Ratking – So It Goes

Let’s be honest–New York City is still a main hub of culture when it comes to the arts, but it’s changing rapidly. A constant topic of discussion is gentrification, basically, in more simple terms, the ‘neighborhood is changing.’ Defining a ‘New York’ artist sound is nearly impossible, especially in contemporary hip-hop. One can recall an older, east-coast sound, like Wu-Tang or Public Enemy, with more aggressive, higher beats. Ratking, a NYC-based trio including Wiki, Hak, and their Bushwick-born producer Sporting Life, creates a new New York palette on their latest release So It Goes.
Even though the main thread of the album is based upon New York City life, it seems to be more focused on the challenges and shifts between youth and adulthood, seen in the opening song titled “*” that goes on about “Graduated what’s next, well everybody’s askin’/ college, well what do you have planned?” over a soft thudding of a beat with vibrating vocals that seem to say “I know.” It’s a dark roster of songs without feeling sinister, like on the song “Bug Fights” that draws from a brooding trap-sound and is buffeted by bouncing synths, portraying lyrically a hot summer when “all the bugs come out” and start to tackle over space. Wiki sings, “it’s amazing how we made it out.”
“So It Goes” strikes the chord as the heart of the album. With perhaps some reference to Kurt Vonnegut’s repeated lyrical phrase in Slaughterhouse Five, it’s both a jaded and appropriate title for the main message of the song.
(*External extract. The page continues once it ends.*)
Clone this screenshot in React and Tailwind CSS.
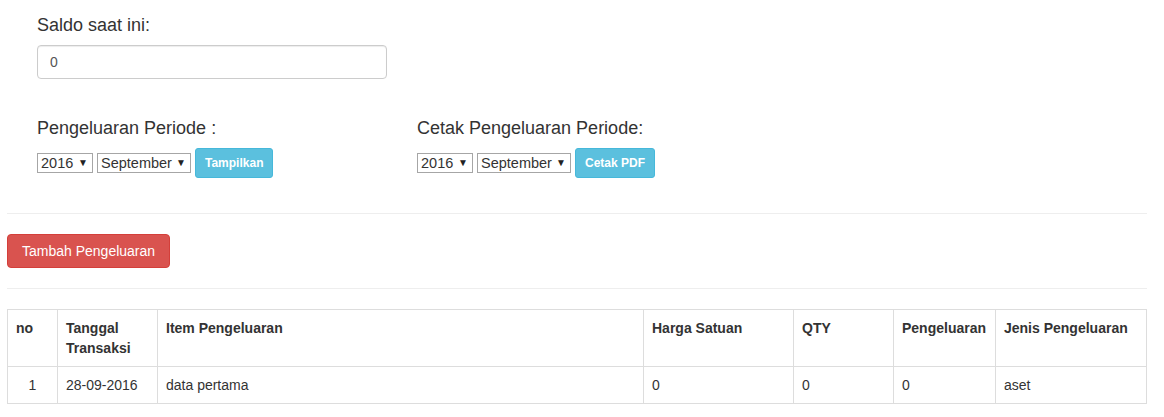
import React from 'react';

const font = { fontFamily: '"Liberation Sans", Arial, sans-serif' };

function FakeSelect({ value, width }) {
  return (
    <div className={`relative h-[20px] ${width}`}>
      <select
        defaultValue={value}
        className="h-full w-full appearance-none rounded-none border border-[#a6a6a6] bg-white pl-[3px] pr-4 text-[14.5px] leading-[18px] text-[#333] outline-none"
      >
        <option>{value}</option>
      </select>
      <span className="pointer-events-none absolute right-[5px] top-[4px] text-[10px] leading-[11px] text-[#222]">▼</span>
    </div>
  );
}

function PeriodForm({ title, button }) {
  return (
    <div className="w-[380px] px-[30px]">
      <h4 className="text-[18px] leading-[20px] text-[#333]">{title}</h4>
      <div className="mt-[10px] flex items-center gap-[4px]">
        <FakeSelect value="2016" width="w-[56px]" />
        <FakeSelect value="September" width="w-[94px]" />
        <button className="h-[30px] rounded-[3px] border border-[#46b8da] bg-[#5bc0de] px-[9px] text-[12px] font-bold text-white">
          {button}
        </button>
      </div>
    </div>
  );
}

export default function App() {
  const headers = ['no', 'Tanggal Transaksi', 'Item Pengeluaran', 'Harga Satuan', 'QTY', 'Pengeluaran', 'Jenis Pengeluaran'];
  const widths = ['w-[50px]', 'w-[100px]', 'w-[486px]', 'w-[150px]', 'w-[100px]', 'w-[102px]', ''];
  const row = ['1', '28-09-2016', 'data pertama', '0', '0', '0', 'aset'];

  return (
    <div className="min-h-screen bg-white text-[14px] text-[#333]" style={font}>
      <div className="ml-[7px] w-[1140px]">
        <div className="px-[30px] pt-[15px]">
          <h4 className="text-[18px] leading-[20px]">Saldo saat ini:</h4>
          <input
            defaultValue="0"
            className="mt-[10px] h-[34px] w-[350px] rounded-[4px] border border-[#ccc] px-3 text-[14px] text-[#555] shadow-[inset_0_1px_1px_rgba(0,0,0,0.075)] outline-none"
          />
        </div>

        <div className="mt-[39px] flex">
          <PeriodForm title="Pengeluaran Periode :" button="Tampilkan" />
          <PeriodForm title="Cetak Pengeluaran Periode:" button="Cetak PDF" />
        </div>

        <hr className="mt-[35px] mb-[20px] border-t border-[#eee]" />

        <button className="h-[34px] rounded-[4px] border border-[#d43f3a] bg-[#d9534f] px-[14px] text-[14px] text-white">
          Tambah Pengeluaran
        </button>

        <hr className="mt-[20px] mb-[20px] border-t border-[#eee]" />

        <table className="w-full border-collapse border border-[#ddd] text-left">
          <thead>
            <tr>
              {headers.map((h, i) => (
                <th key={h} className={`border border-[#ddd] p-2 align-top font-bold leading-[20px] ${widths[i]}`}>
                  {h === 'Tanggal Transaksi' ? (<>Tanggal<br />Transaksi</>) : h}
                </th>
              ))}
            </tr>
          </thead>
          <tbody>
            <tr>
              {row.map((c, i) => (
                <td key={i} className={`border border-[#ddd] p-2 leading-[20px] ${i === 0 ? 'text-center' : ''}`}>
                  {c}
                </td>
              ))}
            </tr>
          </tbody>
        </table>
      </div>
    </div>
  );
}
The Rasta-influenced chorus sings “six million stories to tell/ who’s what?” and “six million trains to ride/ choose one” speaking of the synchronicity of the place, where at times the only thing left to do is ride on and keep your head up, despite the overwhelming multitude of never-ending choices. “Eat” classifies itself as the softest song on the album, with a gentle, slow beat, that murmurs about the self-made mistakes and claiming responsibility for one’s mess–“My vomit/ step up in the the puddle that I make.” Overall the group has something to say, and says it through the lens of what NYC is now, and has certainly pinned down the way for more of the ‘New York’ sound to creep its way back into the light.